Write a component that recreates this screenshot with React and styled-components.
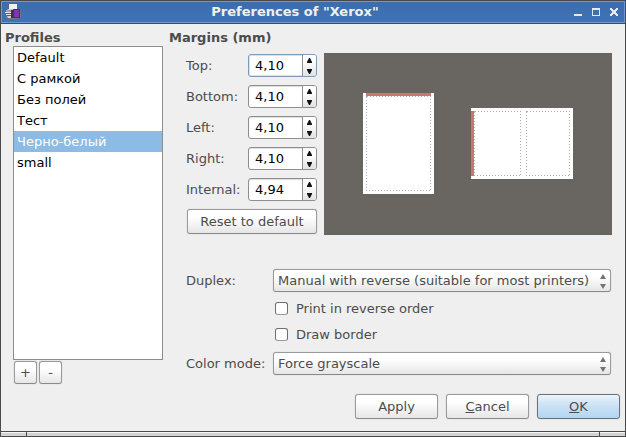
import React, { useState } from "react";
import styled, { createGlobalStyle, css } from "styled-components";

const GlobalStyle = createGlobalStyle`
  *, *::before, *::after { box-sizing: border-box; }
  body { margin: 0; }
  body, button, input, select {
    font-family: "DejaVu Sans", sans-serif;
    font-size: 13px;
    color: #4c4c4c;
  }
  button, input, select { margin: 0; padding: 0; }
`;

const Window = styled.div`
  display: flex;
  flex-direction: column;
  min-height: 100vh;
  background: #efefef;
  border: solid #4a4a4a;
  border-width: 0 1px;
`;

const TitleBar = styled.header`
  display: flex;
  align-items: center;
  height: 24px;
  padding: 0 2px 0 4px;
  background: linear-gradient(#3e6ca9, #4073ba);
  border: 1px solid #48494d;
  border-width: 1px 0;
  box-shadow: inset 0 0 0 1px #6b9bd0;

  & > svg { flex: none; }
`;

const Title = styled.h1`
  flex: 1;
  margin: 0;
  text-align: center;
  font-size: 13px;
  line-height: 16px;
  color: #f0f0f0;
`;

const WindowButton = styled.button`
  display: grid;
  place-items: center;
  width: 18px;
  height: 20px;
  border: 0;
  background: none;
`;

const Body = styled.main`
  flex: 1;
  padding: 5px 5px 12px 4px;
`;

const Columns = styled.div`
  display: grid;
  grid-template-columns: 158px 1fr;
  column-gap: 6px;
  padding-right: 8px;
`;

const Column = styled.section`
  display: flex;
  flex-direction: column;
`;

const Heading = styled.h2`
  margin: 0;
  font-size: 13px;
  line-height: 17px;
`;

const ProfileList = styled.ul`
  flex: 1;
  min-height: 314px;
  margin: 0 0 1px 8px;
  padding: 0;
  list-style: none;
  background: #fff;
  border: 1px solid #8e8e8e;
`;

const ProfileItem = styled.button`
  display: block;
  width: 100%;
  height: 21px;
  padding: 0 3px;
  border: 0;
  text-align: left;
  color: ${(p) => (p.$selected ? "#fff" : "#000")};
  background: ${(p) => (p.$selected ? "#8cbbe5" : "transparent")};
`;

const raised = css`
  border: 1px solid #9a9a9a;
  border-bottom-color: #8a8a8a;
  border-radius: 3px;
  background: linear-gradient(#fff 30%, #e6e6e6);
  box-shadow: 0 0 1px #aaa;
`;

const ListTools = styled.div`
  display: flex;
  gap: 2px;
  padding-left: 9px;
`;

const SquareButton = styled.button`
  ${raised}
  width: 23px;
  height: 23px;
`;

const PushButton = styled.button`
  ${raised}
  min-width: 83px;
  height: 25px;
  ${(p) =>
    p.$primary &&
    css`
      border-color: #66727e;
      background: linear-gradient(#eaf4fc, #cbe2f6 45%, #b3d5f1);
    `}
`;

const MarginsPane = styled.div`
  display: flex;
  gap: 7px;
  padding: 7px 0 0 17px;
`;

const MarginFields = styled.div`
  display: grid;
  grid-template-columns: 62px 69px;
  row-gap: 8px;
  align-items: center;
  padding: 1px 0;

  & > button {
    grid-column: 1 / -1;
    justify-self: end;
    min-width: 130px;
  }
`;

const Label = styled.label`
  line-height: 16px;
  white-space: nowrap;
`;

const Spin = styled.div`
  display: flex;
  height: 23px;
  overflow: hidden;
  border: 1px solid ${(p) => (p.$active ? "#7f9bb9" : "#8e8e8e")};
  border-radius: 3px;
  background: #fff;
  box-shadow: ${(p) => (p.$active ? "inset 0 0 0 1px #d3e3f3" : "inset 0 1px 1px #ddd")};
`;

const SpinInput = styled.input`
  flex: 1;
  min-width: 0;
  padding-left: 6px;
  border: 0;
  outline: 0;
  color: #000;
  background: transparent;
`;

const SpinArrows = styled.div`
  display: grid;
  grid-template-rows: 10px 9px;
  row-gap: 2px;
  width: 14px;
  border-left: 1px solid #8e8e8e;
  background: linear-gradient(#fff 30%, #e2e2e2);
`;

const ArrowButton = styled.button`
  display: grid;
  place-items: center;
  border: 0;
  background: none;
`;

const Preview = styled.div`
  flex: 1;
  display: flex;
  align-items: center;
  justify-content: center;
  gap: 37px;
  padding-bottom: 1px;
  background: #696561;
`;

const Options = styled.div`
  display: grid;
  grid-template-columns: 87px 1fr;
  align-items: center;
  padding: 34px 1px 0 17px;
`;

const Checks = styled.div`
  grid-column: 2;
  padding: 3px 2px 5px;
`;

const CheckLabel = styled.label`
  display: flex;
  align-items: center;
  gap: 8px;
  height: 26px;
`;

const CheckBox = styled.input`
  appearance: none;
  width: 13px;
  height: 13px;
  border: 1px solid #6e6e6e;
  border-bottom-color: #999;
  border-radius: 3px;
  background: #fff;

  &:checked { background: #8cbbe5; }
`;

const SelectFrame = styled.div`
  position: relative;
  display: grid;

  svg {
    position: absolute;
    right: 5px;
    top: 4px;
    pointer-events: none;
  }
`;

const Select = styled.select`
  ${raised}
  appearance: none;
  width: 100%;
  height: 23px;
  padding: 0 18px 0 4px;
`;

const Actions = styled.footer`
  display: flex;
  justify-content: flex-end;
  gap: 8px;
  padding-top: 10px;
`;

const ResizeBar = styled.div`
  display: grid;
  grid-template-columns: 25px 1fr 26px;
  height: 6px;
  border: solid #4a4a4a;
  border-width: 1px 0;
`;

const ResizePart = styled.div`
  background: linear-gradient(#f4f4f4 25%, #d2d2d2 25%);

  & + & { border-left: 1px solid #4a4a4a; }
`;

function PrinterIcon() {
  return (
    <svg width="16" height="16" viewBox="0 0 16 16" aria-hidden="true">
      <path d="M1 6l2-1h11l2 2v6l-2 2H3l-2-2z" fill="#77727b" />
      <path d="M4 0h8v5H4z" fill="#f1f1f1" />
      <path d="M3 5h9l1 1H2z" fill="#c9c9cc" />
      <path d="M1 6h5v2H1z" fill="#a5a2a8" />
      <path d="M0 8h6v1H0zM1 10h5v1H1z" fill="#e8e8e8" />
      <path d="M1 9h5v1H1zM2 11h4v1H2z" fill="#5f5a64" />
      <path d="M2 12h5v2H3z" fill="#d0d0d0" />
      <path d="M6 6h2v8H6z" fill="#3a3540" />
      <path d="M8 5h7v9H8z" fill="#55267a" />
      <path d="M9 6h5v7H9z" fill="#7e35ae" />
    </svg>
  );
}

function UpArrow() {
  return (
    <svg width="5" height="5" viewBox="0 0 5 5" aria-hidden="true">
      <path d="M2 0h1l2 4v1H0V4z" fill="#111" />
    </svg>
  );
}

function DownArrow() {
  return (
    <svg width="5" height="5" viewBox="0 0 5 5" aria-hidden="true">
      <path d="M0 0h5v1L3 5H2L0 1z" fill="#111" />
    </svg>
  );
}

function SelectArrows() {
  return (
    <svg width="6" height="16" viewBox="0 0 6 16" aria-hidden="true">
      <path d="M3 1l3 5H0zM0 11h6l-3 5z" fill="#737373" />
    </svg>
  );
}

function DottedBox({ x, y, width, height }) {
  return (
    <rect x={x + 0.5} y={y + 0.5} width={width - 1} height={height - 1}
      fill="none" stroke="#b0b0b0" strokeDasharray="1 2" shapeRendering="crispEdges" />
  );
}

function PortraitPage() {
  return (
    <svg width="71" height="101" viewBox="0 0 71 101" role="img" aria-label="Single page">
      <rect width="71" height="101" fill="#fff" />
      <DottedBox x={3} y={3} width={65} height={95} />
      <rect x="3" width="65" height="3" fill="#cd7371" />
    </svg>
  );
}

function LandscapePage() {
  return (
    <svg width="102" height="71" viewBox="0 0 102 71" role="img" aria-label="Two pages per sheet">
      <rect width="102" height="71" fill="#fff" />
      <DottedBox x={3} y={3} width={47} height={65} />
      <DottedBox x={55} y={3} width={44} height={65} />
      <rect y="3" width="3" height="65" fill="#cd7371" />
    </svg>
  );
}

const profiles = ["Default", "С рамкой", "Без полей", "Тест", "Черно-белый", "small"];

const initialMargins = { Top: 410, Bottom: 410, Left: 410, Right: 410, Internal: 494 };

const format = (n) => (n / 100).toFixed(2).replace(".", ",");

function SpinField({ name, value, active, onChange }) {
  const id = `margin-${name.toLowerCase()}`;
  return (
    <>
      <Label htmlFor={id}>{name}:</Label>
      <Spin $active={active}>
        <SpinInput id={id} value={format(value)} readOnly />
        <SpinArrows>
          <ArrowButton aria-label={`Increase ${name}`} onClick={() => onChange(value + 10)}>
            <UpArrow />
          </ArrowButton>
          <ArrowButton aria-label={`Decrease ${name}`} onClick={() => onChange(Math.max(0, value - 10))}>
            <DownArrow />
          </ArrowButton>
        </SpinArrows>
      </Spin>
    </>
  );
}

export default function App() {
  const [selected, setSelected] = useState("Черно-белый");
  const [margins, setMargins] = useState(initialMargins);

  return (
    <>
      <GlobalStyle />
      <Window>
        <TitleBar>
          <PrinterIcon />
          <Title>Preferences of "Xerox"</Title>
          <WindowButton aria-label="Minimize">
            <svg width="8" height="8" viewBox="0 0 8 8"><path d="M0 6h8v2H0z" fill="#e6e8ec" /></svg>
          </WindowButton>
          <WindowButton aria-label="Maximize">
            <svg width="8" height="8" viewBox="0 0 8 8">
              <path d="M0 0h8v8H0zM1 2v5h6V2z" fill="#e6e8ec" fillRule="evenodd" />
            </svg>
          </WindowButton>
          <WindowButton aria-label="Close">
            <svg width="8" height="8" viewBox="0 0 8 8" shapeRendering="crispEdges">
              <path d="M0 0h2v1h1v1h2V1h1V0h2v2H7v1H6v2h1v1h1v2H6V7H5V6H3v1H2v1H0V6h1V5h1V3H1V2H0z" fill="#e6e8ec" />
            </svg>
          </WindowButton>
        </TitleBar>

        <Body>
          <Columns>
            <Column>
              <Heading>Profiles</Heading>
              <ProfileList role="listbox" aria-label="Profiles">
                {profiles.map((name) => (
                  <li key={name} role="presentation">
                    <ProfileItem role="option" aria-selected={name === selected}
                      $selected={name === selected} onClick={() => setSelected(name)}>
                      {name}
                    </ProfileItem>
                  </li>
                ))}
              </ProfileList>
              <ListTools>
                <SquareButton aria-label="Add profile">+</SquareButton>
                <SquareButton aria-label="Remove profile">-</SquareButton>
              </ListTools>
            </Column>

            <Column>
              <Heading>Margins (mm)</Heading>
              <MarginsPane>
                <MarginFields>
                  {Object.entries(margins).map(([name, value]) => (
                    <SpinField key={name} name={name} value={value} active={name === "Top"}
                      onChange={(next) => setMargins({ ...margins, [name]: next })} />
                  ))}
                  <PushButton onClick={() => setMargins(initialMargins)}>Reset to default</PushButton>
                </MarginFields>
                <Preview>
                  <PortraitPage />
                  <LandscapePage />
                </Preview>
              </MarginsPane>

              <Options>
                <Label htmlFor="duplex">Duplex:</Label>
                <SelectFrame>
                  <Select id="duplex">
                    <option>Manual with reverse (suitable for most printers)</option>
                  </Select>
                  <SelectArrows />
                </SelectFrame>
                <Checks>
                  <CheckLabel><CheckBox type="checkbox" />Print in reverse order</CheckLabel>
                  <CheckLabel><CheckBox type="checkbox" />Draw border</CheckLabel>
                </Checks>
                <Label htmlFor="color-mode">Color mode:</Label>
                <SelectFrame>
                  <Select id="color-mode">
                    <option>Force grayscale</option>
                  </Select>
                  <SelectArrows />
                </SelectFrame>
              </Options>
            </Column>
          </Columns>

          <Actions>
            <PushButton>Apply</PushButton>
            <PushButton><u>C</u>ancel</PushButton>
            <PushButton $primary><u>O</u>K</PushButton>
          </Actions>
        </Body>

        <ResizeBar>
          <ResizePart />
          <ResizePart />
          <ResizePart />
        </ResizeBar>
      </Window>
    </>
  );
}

◇ ◇ ◇

What to do —
Check each line above for the string "React", then copy the ones that have it.

Result for this exercise —
Write a component that recreates this screenshot with React and styled-components.
import React, { useState } from "react";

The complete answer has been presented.